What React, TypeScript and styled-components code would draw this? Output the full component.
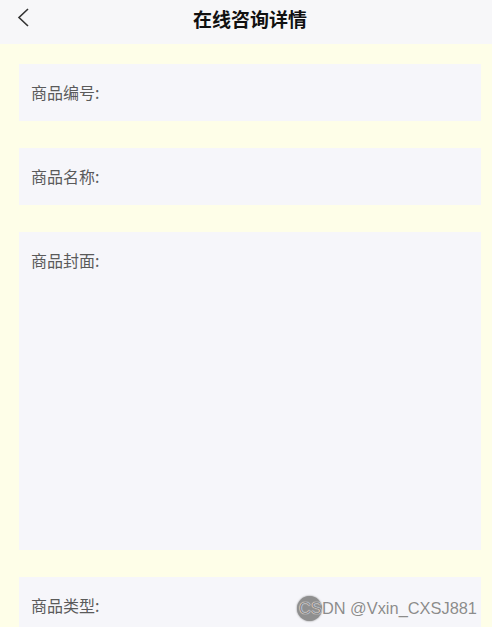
import React from "react";
import styled, { createGlobalStyle } from "styled-components";

const Global = createGlobalStyle`
  html, body { margin: 0; padding: 0; }
  body {
    background: #fefee8;
    font-family: "Noto Sans CJK SC", "Noto Sans", sans-serif;
  }
`;

const Page = styled.div`
  position: relative;
  width: 492px;
  height: 627px;
  overflow: hidden;
  background: #fefee8;
  display: flex;
  flex-direction: column;
`;

const Header = styled.header`
  height: 44px;
  flex: none;
  background: #f7f7f9;
  display: flex;
  align-items: center;
  justify-content: center;
  padding-left: 8px;
  box-sizing: border-box;
  position: relative;
`;

const BackButton = styled.button`
  position: absolute;
  left: 12px;
  top: 6px;
  width: 24px;
  height: 24px;
  padding: 0;
  border: none;
  background: transparent;
  display: flex;
  align-items: center;
  justify-content: center;
`;

const Title = styled.h1`
  margin: 0;
  margin-top: -8px;
  font-size: 19px;
  font-weight: 700;
  color: #111;
  letter-spacing: 0;
`;

const Content = styled.main`
  display: flex;
  flex-direction: column;
  gap: 27px;
  padding: 20px 11px 0 19px;
`;

const Field = styled.div<{ $tall?: boolean }>`
  background: #f6f6fa;
  height: ${(p) => (p.$tall ? "318px" : "57px")};
  flex: none;
  padding: 0 12px;
  box-sizing: border-box;
`;

const Label = styled.div`
  height: 57px;
  line-height: 57px;
  font-size: 16px;
  color: #5a5a5a;
`;

const Watermark = styled.div`
  position: absolute;
  right: 15px;
  bottom: 9px;
  display: flex;
  align-items: center;
  font-family: "Liberation Sans", Arial, sans-serif;
  font-size: 16.4px;
  color: #8c8c8c;
`;

const Avatar = styled.span`
  position: absolute;
  left: -2px;
  top: 50%;
  width: 25px;
  height: 25px;
  margin-top: -13px;
  border-radius: 50%;
  background: #8f8f8f;
  box-shadow: 0 0 2px #777;
`;

const WatermarkText = styled.span`
  position: relative;
  text-shadow: 0 0 1px #fff, 0 0 1px #fff;
`;

export default function App() {
  const fields = [
    { label: "商品编号:" },
    { label: "商品名称:" },
    { label: "商品封面:", tall: true },
    { label: "商品类型:" },
  ];
  return (
    <>
      <Global />
      <Page>
        <Header>
          <BackButton aria-label="返回">
            <svg width="24" height="24" viewBox="0 0 24 24">
              <polyline
                points="16,3 7,11.5 16,20"
                fill="none"
                stroke="#333"
                strokeWidth="1.6"
              />
            </svg>
          </BackButton>
          <Title>在线咨询详情</Title>
        </Header>
        <Content>
          {fields.map((f) => (
            <Field key={f.label} $tall={f.tall}>
              <Label>{f.label}</Label>
            </Field>
          ))}
        </Content>
        <Watermark>
          <Avatar />
          <WatermarkText>CSDN @Vxin_CXSJ881</WatermarkText>
        </Watermark>
      </Page>
    </>
  );
}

▶ **YOUR INSTRUCTIONS**: Write the listing above out again exactly, dropping each image.

▶ **CORRECT RESULT**:
What React, TypeScript and styled-components code would draw this? Output the full component.
import React from "react";
import styled, { createGlobalStyle } from "styled-components";

const Global = createGlobalStyle`
  html, body { margin: 0; padding: 0; }
  body {
    background: #fefee8;
    font-family: "Noto Sans CJK SC", "Noto Sans", sans-serif;
  }
`;

const Page = styled.div`
  position: relative;
  width: 492px;
  height: 627px;
  overflow: hidden;
  background: #fefee8;
  display: flex;
  flex-direction: column;
`;

const Header = styled.header`
  height: 44px;
  flex: none;
  background: #f7f7f9;
  display: flex;
  align-items: center;
  justify-content: center;
  padding-left: 8px;
  box-sizing: border-box;
  position: relative;
`;

const BackButton = styled.button`
  position: absolute;
  left: 12px;
  top: 6px;
  width: 24px;
  height: 24px;
  padding: 0;
  border: none;
  background: transparent;
  display: flex;
  align-items: center;
  justify-content: center;
`;

const Title = styled.h1`
  margin: 0;
  margin-top: -8px;
  font-size: 19px;
  font-weight: 700;
  color: #111;
  letter-spacing: 0;
`;

const Content = styled.main`
  display: flex;
  flex-direction: column;
  gap: 27px;
  padding: 20px 11px 0 19px;
`;

const Field = styled.div<{ $tall?: boolean }>`
  background: #f6f6fa;
  height: ${(p) => (p.$tall ? "318px" : "57px")};
  flex: none;
  padding: 0 12px;
  box-sizing: border-box;
`;

const Label = styled.div`
  height: 57px;
  line-height: 57px;
  font-size: 16px;
  color: #5a5a5a;
`;

const Watermark = styled.div`
  position: absolute;
  right: 15px;
  bottom: 9px;
  display: flex;
  align-items: center;
  font-family: "Liberation Sans", Arial, sans-serif;
  font-size: 16.4px;
  color: #8c8c8c;
`;

const Avatar = styled.span`
  position: absolute;
  left: -2px;
  top: 50%;
  width: 25px;
  height: 25px;
  margin-top: -13px;
  border-radius: 50%;
  background: #8f8f8f;
  box-shadow: 0 0 2px #777;
`;

const WatermarkText = styled.span`
  position: relative;
  text-shadow: 0 0 1px #fff, 0 0 1px #fff;
`;

export default function App() {
  const fields = [
    { label: "商品编号:" },
    { label: "商品名称:" },
    { label: "商品封面:", tall: true },
    { label: "商品类型:" },
  ];
  return (
    <>
      <Global />
      <Page>
        <Header>
          <BackButton aria-label="返回">
            <svg width="24" height="24" viewBox="0 0 24 24">
              <polyline
                points="16,3 7,11.5 16,20"
                fill="none"
                stroke="#333"
                strokeWidth="1.6"
              />
            </svg>
          </BackButton>
          <Title>在线咨询详情</Title>
        </Header>
        <Content>
          {fields.map((f) => (
            <Field key={f.label} $tall={f.tall}>
              <Label>{f.label}</Label>
            </Field>
          ))}
        </Content>
        <Watermark>
          <Avatar />
          <WatermarkText>CSDN @Vxin_CXSJ881</WatermarkText>
        </Watermark>
      </Page>
    </>
  );
}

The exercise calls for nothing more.